Platini bid farewell to UEFA at the Extraordinary Congress in Athens before the elections, in the wake of a disgraceful ban from all football activities; a consequence of bribery allegations levelled against him by Swiss Prosecutors. He was revealed to have received a “disloyal payment” amount of $2m from former FIFA President Sepp Blatter in 2011: a breach of ethics rules.
“I am certain that I committed not the slightest fault,» Platini told UEFA delegates in Athens in his final address after an eight-year reign. “I am continuing to fight legally. Just simply know that my conscience is clear. You are going to continue this beautiful mission without me, for reasons that I do not wish to come back on. I want to thank everyone in this room who had the courage and loyalty to support me during the past months."
Ceferin, who has only five years of top level football administrative experience, having been boss of Slovenia’s FA, the NZS, since 2011, is expected to see out the remainder of Platini’s term – which lasts until 2019. Fresh elections will be held that year to determine who leads the body ahead of 2020 Euros, which will be a novelty, spread across 13 cities in 13 countries to mark Euros’ 60th anniversary.
“It is a great honour, but also a great responsibility,» Ceferin said in his victory address. «It means a lot to me. My small and beautiful Slovenia is very proud of it, and I hope that one day you will also be proud of me."
Ceferin is expected to restore credibility to UEFA amid the taint of the Platini scandal. Once he begins work at UEFA’s Headquarters in Nyon, Switzerland, he will be expected to address many key issues, the most dominant one being the controversial “secret deal” - UEFA’s decision to grant extra Champions League slots to its top four power players (England, Spain, Germany and Italy) from the 2018/19 season. Ceferin’s opposition to this decision, announced in August, has been well documented.
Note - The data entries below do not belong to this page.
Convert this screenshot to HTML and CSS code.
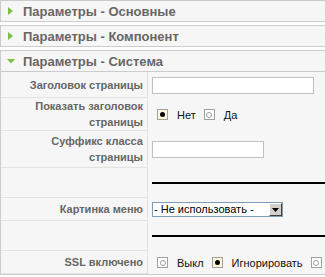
FILE: index.html
```html
<!DOCTYPE html>
<html>
<head>
<meta charset="utf-8">
<link rel="stylesheet" href="styles.css">
</head>
<body>
<div class="panel">
  <div class="title"><svg class="arrow" width="6" height="8" viewBox="0 0 6 8"><path d="M0 0 L5 4 L0 8 Z" fill="#7cc144"/></svg><span>Параметры - Основные</span></div>
</div>
<div class="panel">
  <div class="title"><svg class="arrow" width="6" height="8" viewBox="0 0 6 8"><path d="M0 0 L5 4 L0 8 Z" fill="#7cc144"/></svg><span>Параметры - Компонент</span></div>
</div>
<div class="panel">
  <div class="title open"><svg class="arrow down" width="8" height="5" viewBox="0 0 8 5"><path d="M0 0 L8 0 L4 4.5 Z" fill="#7cc144"/></svg><span>Параметры - Система</span></div>
  <div class="content">
    <div class="row r1">
      <div class="key">Заголовок страницы</div>
      <div class="val"><span class="input wide"></span></div>
    </div>
    <div class="row r2">
      <div class="key">Показать заголовок страницы</div>
      <div class="val radios">
        <span class="radio on"><i></i></span><span class="rlabel">Нет</span>
        <span class="radio"><i></i></span><span class="rlabel">Да</span>
      </div>
    </div>
    <div class="row r3">
      <div class="key">Суффикс класса страницы</div>
      <div class="val"><span class="input short"></span></div>
    </div>
    <div class="row r4">
      <div class="key"></div>
      <div class="val"><hr class="line"></div>
    </div>
    <div class="row r5">
      <div class="key">Картинка меню</div>
      <div class="val">
        <span class="select"><span class="stext">- Не использовать -</span><span class="sbtn"><svg width="7" height="4" viewBox="0 0 7 4"><path d="M0 0 L7 0 L3.5 4 Z" fill="#000"/></svg></span></span>
      </div>
    </div>
    <div class="row r6">
      <div class="key"></div>
      <div class="val"><hr class="line"></div>
    </div>
    <div class="row r7">
      <div class="key">SSL включено</div>
      <div class="val radios">
        <span class="radio"><i></i></span><span class="rlabel">Выкл</span>
        <span class="radio on"><i></i></span><span class="rlabel">Игнорировать</span>
        <span class="radio"><i></i></span>
      </div>
    </div>
  </div>
</div>
</body>
</html>
```

FILE: styles.css
```css
html, body {
  margin: 0;
  padding: 0;
  background: #ffffff;
  overflow: hidden;
}
body {
  font-family: "Liberation Sans", Arial, sans-serif;
  font-size: 11px;
  color: #333;
  width: 325px;
}
.panel {
  width: 340px;
  border: 1px solid #cccccc;
  background: #f6f6f6;
  margin-bottom: 3px;
}
.title {
  height: 20px;
  display: flex;
  align-items: center;
  padding-left: 7px;
  font-size: 13px;
  font-weight: bold;
  color: #666666;
}
.title .arrow {
  margin-right: 9px;
  flex: none;
}
.title .arrow.down {
  margin-left: -1px;
  margin-right: 8px;
}
.content {
  border-top: 1px solid #cccccc;
}
.row {
  display: grid;
  grid-template-columns: 147px 1fr;
}
.key {
  border-right: 1px solid #e3e3e3;
  border-bottom: 1px solid #e3e3e3;
  color: #666666;
  font-weight: bold;
  text-align: right;
  padding: 0 4px 0 20px;
  display: flex;
  align-items: center;
  justify-content: flex-end;
  line-height: 16px;
}
.val {
  display: flex;
  align-items: center;
  padding-left: 4px;
}
.val.radios {
  padding-left: 9px;
}
.r1 { height: 26px; }
.r2 { height: 33px; }
.r3 { height: 37px; }
.r4 { height: 30px; }
.r5 { height: 23px; }
.r6 { height: 30px; }
.r7 { height: 23px; }
.input {
  display: block;
  height: 15px;
  border: 1px solid #c0c0c0;
  background: #ffffff;
}
.input.wide { width: 160px; }
.input.short { width: 110px; }
.line {
  width: 100%;
  margin: 0;
  border: 0;
  height: 2px;
  background: #000;
}
.radio {
  flex: none;
  width: 9px;
  height: 9px;
  border: 1px solid #a0a0a0;
  background: #ffffff;
  display: flex;
  align-items: center;
  justify-content: center;
  margin-right: 9px;
}
.radio i {
  width: 4px;
  height: 4px;
  border: 1px solid #a0a0a0;
  border-radius: 50%;
}
.radio.on {
  background: #fff8d8;
}
.radio.on i {
  width: 5px;
  height: 5px;
  border: 0;
  background: #000;
}
.rlabel {
  margin-right: 8px;
  color: #111;
}
.select {
  display: flex;
  align-items: center;
  width: 129px;
  height: 13px;
  border: 1px solid #7f9db9;
  background: #ffffff;
}
.stext {
  flex: 1;
  color: #000;
  padding-left: 1px;
  font-size: 11px;
  line-height: 13px;
}
.sbtn {
  width: 11px;
  height: 11px;
  background: #d4d0c8;
  border: 1px solid;
  border-color: #ffffff #404040 #404040 #ffffff;
  display: flex;
  align-items: center;
  justify-content: center;
}
```
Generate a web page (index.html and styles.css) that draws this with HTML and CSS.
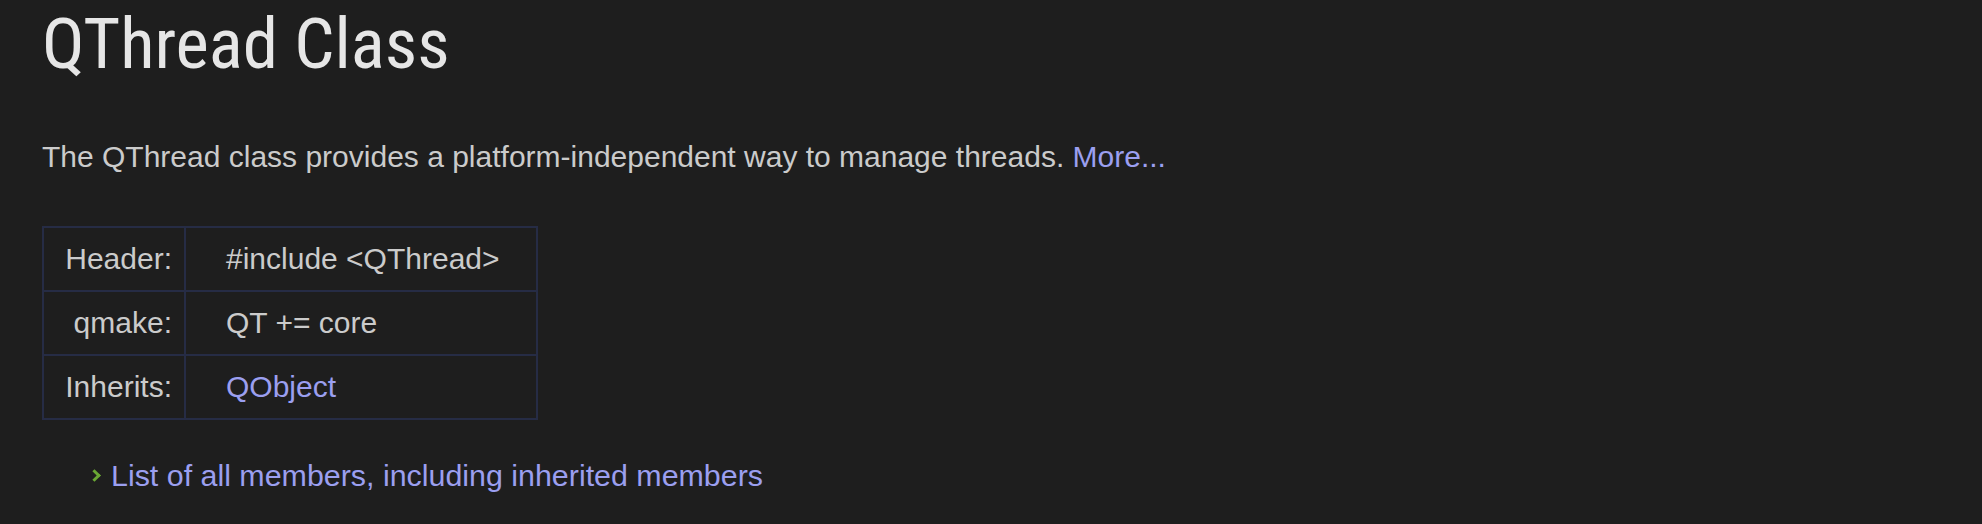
FILE: index.html
```html
<!DOCTYPE html>
<html>
<head>
<meta charset="utf-8">
<link rel="stylesheet" href="styles.css">
</head>
<body>
<div class="page">
  <h1 class="title">QThread Class</h1>
  <p class="brief">The QThread class provides a platform-independent way to manage threads. <a href="#details" class="link">More...</a></p>
  <table class="summary">
    <tr><td class="label">Header:</td><td class="value">#include &lt;QThread&gt;</td></tr>
    <tr><td class="label">qmake:</td><td class="value">QT += core</td></tr>
    <tr><td class="label">Inherits:</td><td class="value"><a href="#" class="link">QObject</a></td></tr>
  </table>
  <ul class="members">
    <li><a href="#" class="link">List of all members, including inherited members</a></li>
  </ul>
</div>
</body>
</html>
```
FILE: styles.css
```css
html, body {
  margin: 0;
  padding: 0;
  background: #1e1e1e;
}
body {
  font-family: "Liberation Sans", Arial, sans-serif;
  color: #cbcbcb;
}
.page {
  padding: 0 0 0 42px;
}
.title {
  margin: 0;
  padding-top: 2px;
  font-family: "Roboto Condensed", "Roboto", sans-serif;
  font-stretch: condensed;
  font-size: 71px;
  font-weight: normal;
  line-height: 84px;
  color: #e6e6e6;
}
.brief {
  margin: 51px 0 0 0;
  font-size: 30px;
  line-height: 40px;
}
.link {
  color: #9b9ff0;
  text-decoration: none;
}
.summary {
  margin-top: 49px;
  border-collapse: collapse;
  table-layout: fixed;
  width: 496px;
  font-size: 30px;
  line-height: 40px;
}
.summary td {
  border: 2px solid #262c45;
  padding: 11px 0;
}
.label {
  width: 128px;
  text-align: right;
  padding-right: 12px !important;
}
.value {
  padding-left: 40px !important;
}
.members {
  list-style: none;
  margin: 35px 0 0 0;
  padding: 0 0 0 48px;
  font-size: 30.4px;
  line-height: 40px;
}
.members li {
  display: flex;
  align-items: center;
  gap: 12px;
}
.members li::before {
  content: "";
  width: 6px;
  height: 6px;
  border-right: 3px solid #6aa834;
  border-top: 3px solid #6aa834;
  transform: rotate(45deg);
}
```
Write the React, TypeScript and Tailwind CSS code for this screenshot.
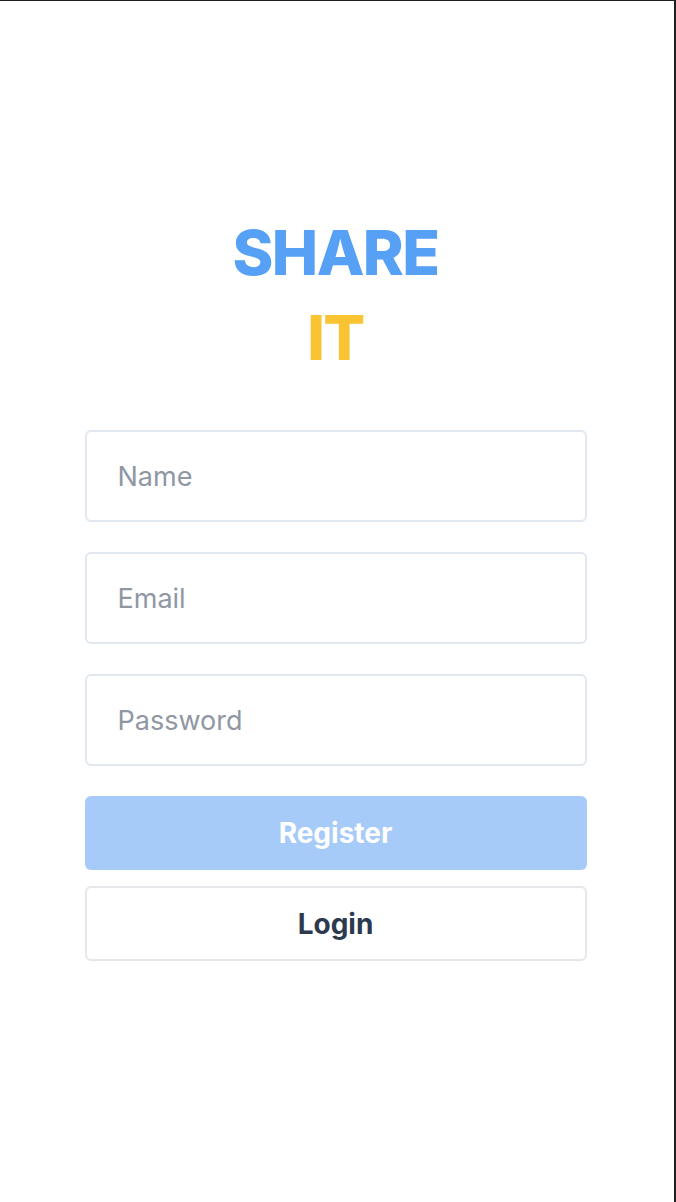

He has expressed disappointment at UEFA kowtowing to pressure from the Big Four, and has also called the bluff of these same countries to set up a “European Super League”, a bargaining chip to force the hand of UEFA into granting them 16 of the Champions League’s 32 slots. Ceferin believes the Super League, which has been the subject of the Big Four’s flirtation for many years, is “out of question” and would create “war with UEFA.” «We have to speak and have dialogue with the clubs and I think it can be solved,” Ceferin said immediately after his win.
Born on October 13, 1967, Ceferin is a married father of three who works and resides in Ljubljana, the Slovenian capital, where for the last five years he has been juggling the responsibilities of running his own law firm in addition to his Slovenian FA Presidency.
Ceferin has claimed that he is “not a part of the old establishment” of UEFA – unlike Praag and Maria Villar – although he has served on UEFA’s Legal Committee for the last five years. In addition to highlighting the fact that he has not been associated with either FIFA or UEFA in their scandal-ridden recent pasts, he has also extoled his virtues of being “transparent” and a “family man” – qualities he feels will help him redeem the trust and respect UEFA seems to have lost.
"I'm a man of conviction, a passionate man, a man of my own and a man of his word,» he said on Wednesday. «I'm not a showman. I have no ego issues and I'm not a man of unrealistic promises. Some people may have said that I'm not a leader, that I'm too young and too inexperienced to become the next UEFA president. Me a leader? I don't know. I cannot declare myself a leader. It's not because you repeat again and again loud and clear, 'I'm a leader', that you're a leader. If you have to do it, you're probably not a leader. I'm almost 50 years old and I'm chairing my own company and the Football Association of Slovenia for years now. You can say that I’m young and inexperienced but I honestly think it's disrespectful for all the presidents of small and medium-sized federations, who for 365 days a year have to do more with less. Presidents of these kinds of federations must be creative, strong and inspiring. And, believe me, we have experience."
The road to power has been anything but smooth for Ceferin, who has had to defend his reputation many times, including in the face of one suggestion that insinuated that he is into football administration to capitalize on the wealth. “I have a very big law firm so I don't need it [the presidency] for my CV or to get something for me personally,” he claimed.
Again, during campaigning, his opponent Praag, on twitter, shared an article titled “The President’s Man” from the website Josimar, a investigative piece that accused Ceferin of receiving support from a very influential puppet master: FIFA President Gianni Infantino. The Slovenian was quick to counter-accuse the Dutchman of “making up stories to pollute the pre-election period”, further describing the article and its claims as “imagination.” Meanwhile, Infantino also distanced himself from the speculations.
"This is an insult on the intelligence of all the national associations and those who are voting," Infantino said after the vote on Wednesday. "You have seen there was a democratic process."
All is set for the football chief of the world’s 59th ranked nation to assume what is arguably football’s second most powerful political seat. He seems well equipped too, linguistically at least: he speaks at least five languages. On the flip side, there’s some trivia to suggest a hard-core character: he has a Black Belt in Karate and has reportedly crossed the Sahara Desert on five different occasions, all for fun - four times in a car and including once on a motorbike.